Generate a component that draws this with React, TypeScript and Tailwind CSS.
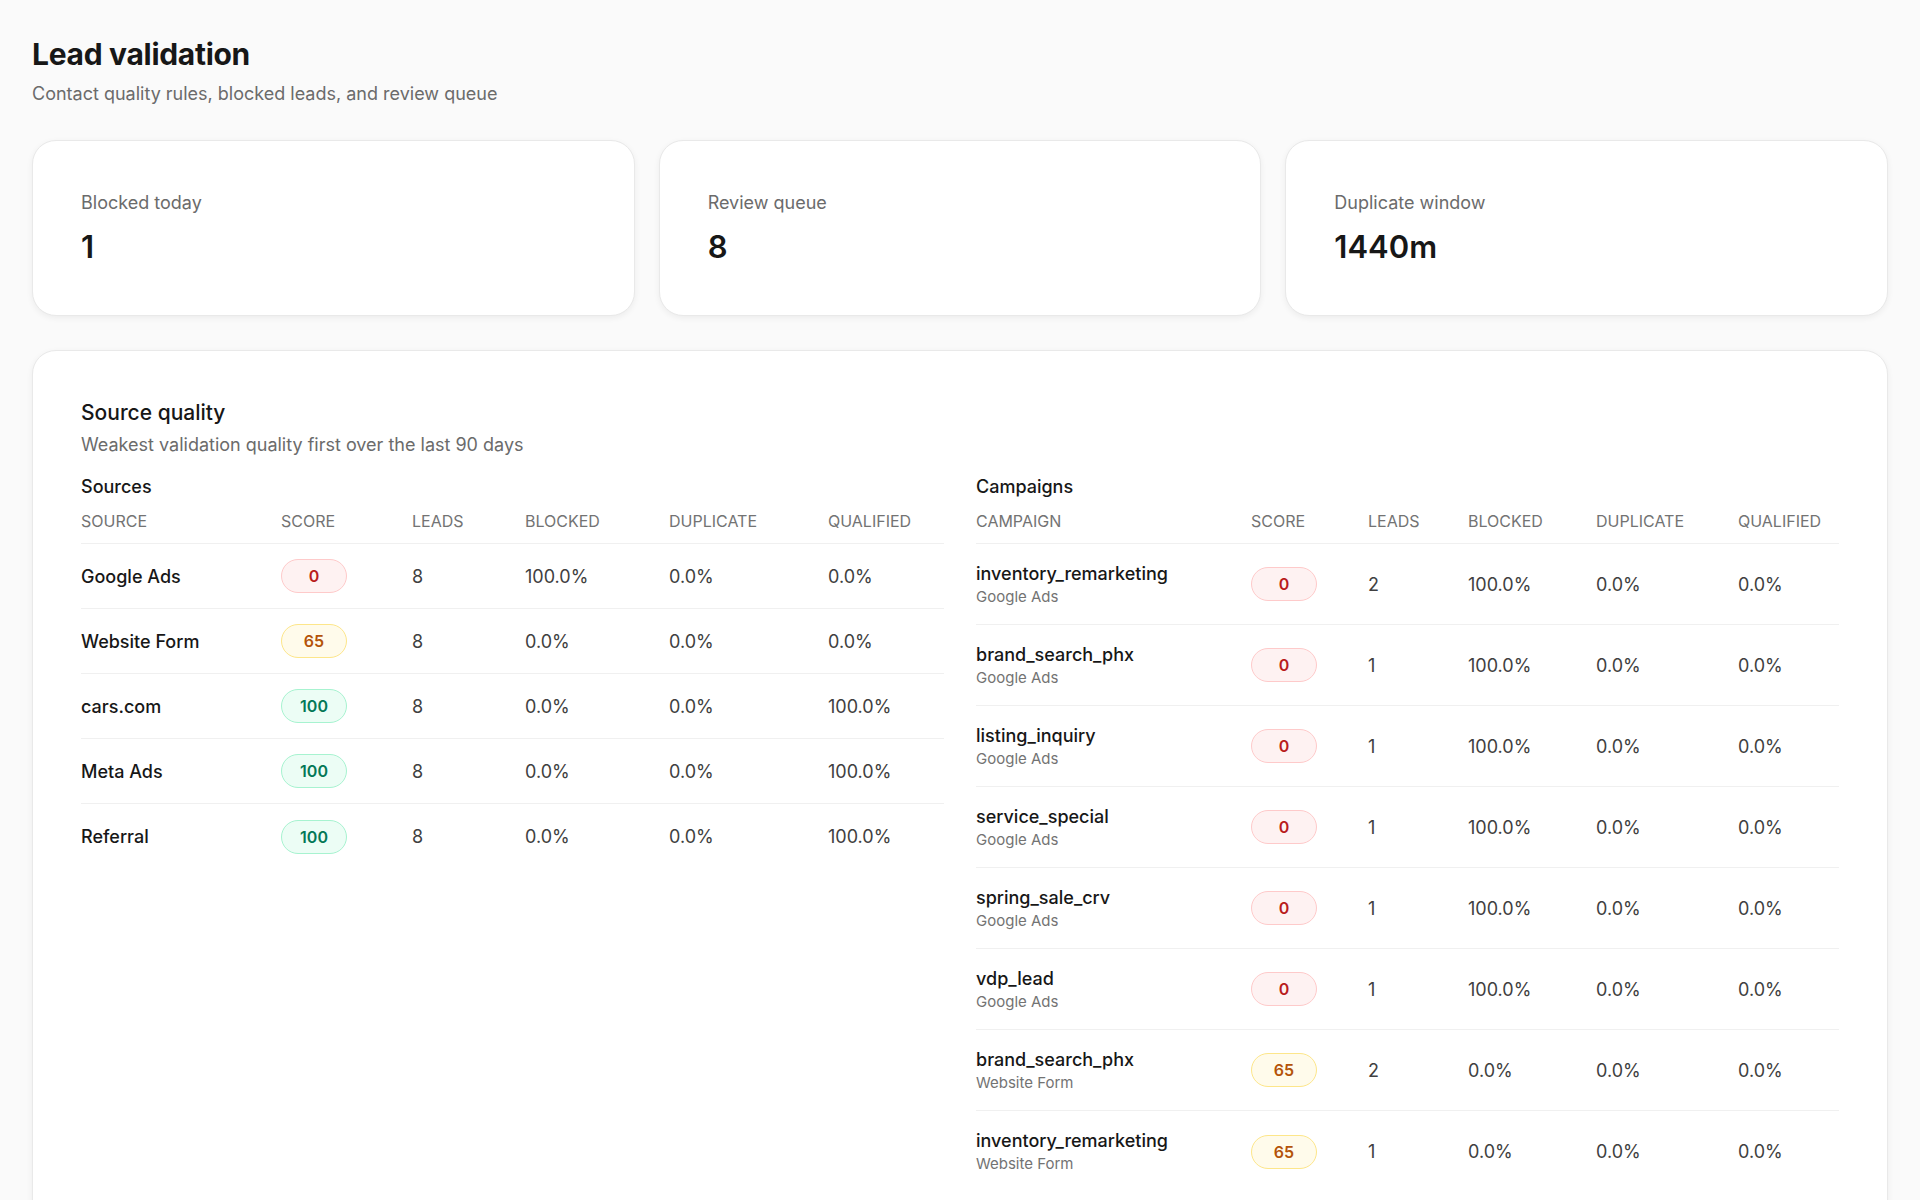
import React from 'react';
import clsx from 'clsx';

type SourceRow = {
  name: string;
  score: number;
  leads: number;
  blocked: string;
  duplicate: string;
  qualified: string;
};

type CampaignRow = SourceRow & { source: string };

const stats = [
  { label: 'Blocked today', value: '1' },
  { label: 'Review queue', value: '8' },
  { label: 'Duplicate window', value: '1440m' },
];

const sources: SourceRow[] = [
  { name: 'Google Ads', score: 0, leads: 8, blocked: '100.0%', duplicate: '0.0%', qualified: '0.0%' },
  { name: 'Website Form', score: 65, leads: 8, blocked: '0.0%', duplicate: '0.0%', qualified: '0.0%' },
  { name: 'cars.com', score: 100, leads: 8, blocked: '0.0%', duplicate: '0.0%', qualified: '100.0%' },
  { name: 'Meta Ads', score: 100, leads: 8, blocked: '0.0%', duplicate: '0.0%', qualified: '100.0%' },
  { name: 'Referral', score: 100, leads: 8, blocked: '0.0%', duplicate: '0.0%', qualified: '100.0%' },
];

const campaigns: CampaignRow[] = [
  { name: 'inventory_remarketing', source: 'Google Ads', score: 0, leads: 2, blocked: '100.0%', duplicate: '0.0%', qualified: '0.0%' },
  { name: 'brand_search_phx', source: 'Google Ads', score: 0, leads: 1, blocked: '100.0%', duplicate: '0.0%', qualified: '0.0%' },
  { name: 'listing_inquiry', source: 'Google Ads', score: 0, leads: 1, blocked: '100.0%', duplicate: '0.0%', qualified: '0.0%' },
  { name: 'service_special', source: 'Google Ads', score: 0, leads: 1, blocked: '100.0%', duplicate: '0.0%', qualified: '0.0%' },
  { name: 'spring_sale_crv', source: 'Google Ads', score: 0, leads: 1, blocked: '100.0%', duplicate: '0.0%', qualified: '0.0%' },
  { name: 'vdp_lead', source: 'Google Ads', score: 0, leads: 1, blocked: '100.0%', duplicate: '0.0%', qualified: '0.0%' },
  { name: 'brand_search_phx', source: 'Website Form', score: 65, leads: 2, blocked: '0.0%', duplicate: '0.0%', qualified: '0.0%' },
  { name: 'inventory_remarketing', source: 'Website Form', score: 65, leads: 1, blocked: '0.0%', duplicate: '0.0%', qualified: '0.0%' },
];

// column tracks for the two tables
const sourceCols = 'grid grid-cols-[200px_131px_113px_144px_159px_1fr]';
const campaignCols = 'grid grid-cols-[275px_117px_100px_128px_142px_1fr]';

const ScoreBadge: React.FC<{ score: number }> = ({ score }) => (
  <span
    className={clsx(
      'flex h-[34px] w-[66px] items-center justify-center rounded-full border text-[16px] font-semibold',
      score < 50 && 'border-[#fecaca] bg-[#fef2f2] text-[#b91c1c]',
      score >= 50 && score < 90 && 'border-[#fde68a] bg-[#fffbeb] text-[#b45309]',
      score >= 90 && 'border-[#a7f3d0] bg-[#ecfdf5] text-[#047857]'
    )}
  >
    {score}
  </span>
);

const HeaderRow: React.FC<{ cols: string; first: string }> = ({ cols, first }) => (
  <div className={clsx(cols, 'border-b border-[#f0f0f0] pt-2 pb-2.5 text-[16px] leading-6 uppercase text-[#737373]')}>
    <span>{first}</span>
    <span>Score</span>
    <span>Leads</span>
    <span>Blocked</span>
    <span>Duplicate</span>
    <span>Qualified</span>
  </div>
);

const SourcesTable: React.FC = () => (
  <div>
    <h3 className="text-[18px] leading-7 font-medium">Sources</h3>
    <HeaderRow cols={sourceCols} first="Source" />
    <div className="divide-y divide-[#f0f0f0]">
      {sources.map((row) => (
        <div key={row.name} className={clsx(sourceCols, 'h-[65px] items-center text-[18px] text-[#404040]')}>
          <span className="font-medium text-[#171717]">{row.name}</span>
          <span>
            <ScoreBadge score={row.score} />
          </span>
          <span>{row.leads}</span>
          <span>{row.blocked}</span>
          <span>{row.duplicate}</span>
          <span>{row.qualified}</span>
        </div>
      ))}
    </div>
  </div>
);

const CampaignsTable: React.FC = () => (
  <div>
    <h3 className="text-[18px] leading-7 font-medium">Campaigns</h3>
    <HeaderRow cols={campaignCols} first="Campaign" />
    <div className="divide-y divide-[#f0f0f0]">
      {campaigns.map((row, i) => (
        <div key={i} className={clsx(campaignCols, 'h-[81px] items-center text-[18px] text-[#404040]')}>
          <div className="flex flex-col">
            <span className="leading-6 font-medium text-[#171717]">{row.name}</span>
            <span className="mt-px text-[15px] leading-5 text-[#737373]">{row.source}</span>
          </div>
          <span>
            <ScoreBadge score={row.score} />
          </span>
          <span>{row.leads}</span>
          <span>{row.blocked}</span>
          <span>{row.duplicate}</span>
          <span>{row.qualified}</span>
        </div>
      ))}
    </div>
  </div>
);

export default function App() {
  return (
    <div className="min-h-screen bg-[#fafafa] px-8 pt-[34px] pb-8 font-['Inter',sans-serif] text-[#171717]">
      <h1 className="text-[30px] leading-10 font-bold tracking-[-0.01em]">Lead validation</h1>
      <p className="mt-1.5 text-[18px] leading-7 text-[#6b6b6b]">
        Contact quality rules, blocked leads, and review queue
      </p>

      <div className="mt-8 grid grid-cols-3 gap-6">
        {stats.map((s) => (
          <div
            key={s.label}
            className="rounded-3xl border border-[#e9e9e9] bg-white px-12 pt-12 pb-12 shadow-[0_2px_6px_rgba(0,0,0,0.06)]"
          >
            <div className="text-[18px] leading-7 text-[#6b6b6b]">{s.label}</div>
            <div className="mt-2.5 text-[31px] leading-10 font-semibold">{s.value}</div>
          </div>
        ))}
      </div>

      <section className="mt-[34px] rounded-3xl border border-[#e9e9e9] bg-white p-12 shadow-[0_2px_6px_rgba(0,0,0,0.06)]">
        <h2 className="text-[21px] leading-7 font-medium">Source quality</h2>
        <p className="mt-1 text-[18px] leading-7 text-[#6b6b6b]">
          Weakest validation quality first over the last 90 days
        </p>
        <div className="mt-3.5 grid grid-cols-2 gap-8">
          <SourcesTable />
          <CampaignsTable />
        </div>
      </section>
    </div>
  );
}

****

• EXERCISE OBJECTIVE
Copy out all the data without changing anything, and drop the pictures.

• EXERCISE RESPONSE
Generate a component that draws this with React, TypeScript and Tailwind CSS.
import React from 'react';
import clsx from 'clsx';

type SourceRow = {
  name: string;
  score: number;
  leads: number;
  blocked: string;
  duplicate: string;
  qualified: string;
};

type CampaignRow = SourceRow & { source: string };

const stats = [
  { label: 'Blocked today', value: '1' },
  { label: 'Review queue', value: '8' },
  { label: 'Duplicate window', value: '1440m' },
];

const sources: SourceRow[] = [
  { name: 'Google Ads', score: 0, leads: 8, blocked: '100.0%', duplicate: '0.0%', qualified: '0.0%' },
  { name: 'Website Form', score: 65, leads: 8, blocked: '0.0%', duplicate: '0.0%', qualified: '0.0%' },
  { name: 'cars.com', score: 100, leads: 8, blocked: '0.0%', duplicate: '0.0%', qualified: '100.0%' },
  { name: 'Meta Ads', score: 100, leads: 8, blocked: '0.0%', duplicate: '0.0%', qualified: '100.0%' },
  { name: 'Referral', score: 100, leads: 8, blocked: '0.0%', duplicate: '0.0%', qualified: '100.0%' },
];

const campaigns: CampaignRow[] = [
  { name: 'inventory_remarketing', source: 'Google Ads', score: 0, leads: 2, blocked: '100.0%', duplicate: '0.0%', qualified: '0.0%' },
  { name: 'brand_search_phx', source: 'Google Ads', score: 0, leads: 1, blocked: '100.0%', duplicate: '0.0%', qualified: '0.0%' },
  { name: 'listing_inquiry', source: 'Google Ads', score: 0, leads: 1, blocked: '100.0%', duplicate: '0.0%', qualified: '0.0%' },
  { name: 'service_special', source: 'Google Ads', score: 0, leads: 1, blocked: '100.0%', duplicate: '0.0%', qualified: '0.0%' },
  { name: 'spring_sale_crv', source: 'Google Ads', score: 0, leads: 1, blocked: '100.0%', duplicate: '0.0%', qualified: '0.0%' },
  { name: 'vdp_lead', source: 'Google Ads', score: 0, leads: 1, blocked: '100.0%', duplicate: '0.0%', qualified: '0.0%' },
  { name: 'brand_search_phx', source: 'Website Form', score: 65, leads: 2, blocked: '0.0%', duplicate: '0.0%', qualified: '0.0%' },
  { name: 'inventory_remarketing', source: 'Website Form', score: 65, leads: 1, blocked: '0.0%', duplicate: '0.0%', qualified: '0.0%' },
];

// column tracks for the two tables
const sourceCols = 'grid grid-cols-[200px_131px_113px_144px_159px_1fr]';
const campaignCols = 'grid grid-cols-[275px_117px_100px_128px_142px_1fr]';

const ScoreBadge: React.FC<{ score: number }> = ({ score }) => (
  <span
    className={clsx(
      'flex h-[34px] w-[66px] items-center justify-center rounded-full border text-[16px] font-semibold',
      score < 50 && 'border-[#fecaca] bg-[#fef2f2] text-[#b91c1c]',
      score >= 50 && score < 90 && 'border-[#fde68a] bg-[#fffbeb] text-[#b45309]',
      score >= 90 && 'border-[#a7f3d0] bg-[#ecfdf5] text-[#047857]'
    )}
  >
    {score}
  </span>
);

const HeaderRow: React.FC<{ cols: string; first: string }> = ({ cols, first }) => (
  <div className={clsx(cols, 'border-b border-[#f0f0f0] pt-2 pb-2.5 text-[16px] leading-6 uppercase text-[#737373]')}>
    <span>{first}</span>
    <span>Score</span>
    <span>Leads</span>
    <span>Blocked</span>
    <span>Duplicate</span>
    <span>Qualified</span>
  </div>
);

const SourcesTable: React.FC = () => (
  <div>
    <h3 className="text-[18px] leading-7 font-medium">Sources</h3>
    <HeaderRow cols={sourceCols} first="Source" />
    <div className="divide-y divide-[#f0f0f0]">
      {sources.map((row) => (
        <div key={row.name} className={clsx(sourceCols, 'h-[65px] items-center text-[18px] text-[#404040]')}>
          <span className="font-medium text-[#171717]">{row.name}</span>
          <span>
            <ScoreBadge score={row.score} />
          </span>
          <span>{row.leads}</span>
          <span>{row.blocked}</span>
          <span>{row.duplicate}</span>
          <span>{row.qualified}</span>
        </div>
      ))}
    </div>
  </div>
);

const CampaignsTable: React.FC = () => (
  <div>
    <h3 className="text-[18px] leading-7 font-medium">Campaigns</h3>
    <HeaderRow cols={campaignCols} first="Campaign" />
    <div className="divide-y divide-[#f0f0f0]">
      {campaigns.map((row, i) => (
        <div key={i} className={clsx(campaignCols, 'h-[81px] items-center text-[18px] text-[#404040]')}>
          <div className="flex flex-col">
            <span className="leading-6 font-medium text-[#171717]">{row.name}</span>
            <span className="mt-px text-[15px] leading-5 text-[#737373]">{row.source}</span>
          </div>
          <span>
            <ScoreBadge score={row.score} />
          </span>
          <span>{row.leads}</span>
          <span>{row.blocked}</span>
          <span>{row.duplicate}</span>
          <span>{row.qualified}</span>
        </div>
      ))}
    </div>
  </div>
);

export default function App() {
  return (
    <div className="min-h-screen bg-[#fafafa] px-8 pt-[34px] pb-8 font-['Inter',sans-serif] text-[#171717]">
      <h1 className="text-[30px] leading-10 font-bold tracking-[-0.01em]">Lead validation</h1>
      <p className="mt-1.5 text-[18px] leading-7 text-[#6b6b6b]">
        Contact quality rules, blocked leads, and review queue
      </p>

      <div className="mt-8 grid grid-cols-3 gap-6">
        {stats.map((s) => (
          <div
            key={s.label}
            className="rounded-3xl border border-[#e9e9e9] bg-white px-12 pt-12 pb-12 shadow-[0_2px_6px_rgba(0,0,0,0.06)]"
          >
            <div className="text-[18px] leading-7 text-[#6b6b6b]">{s.label}</div>
            <div className="mt-2.5 text-[31px] leading-10 font-semibold">{s.value}</div>
          </div>
        ))}
      </div>

      <section className="mt-[34px] rounded-3xl border border-[#e9e9e9] bg-white p-12 shadow-[0_2px_6px_rgba(0,0,0,0.06)]">
        <h2 className="text-[21px] leading-7 font-medium">Source quality</h2>
        <p className="mt-1 text-[18px] leading-7 text-[#6b6b6b]">
          Weakest validation quality first over the last 90 days
        </p>
        <div className="mt-3.5 grid grid-cols-2 gap-8">
          <SourcesTable />
          <CampaignsTable />
        </div>
      </section>
    </div>
  );
}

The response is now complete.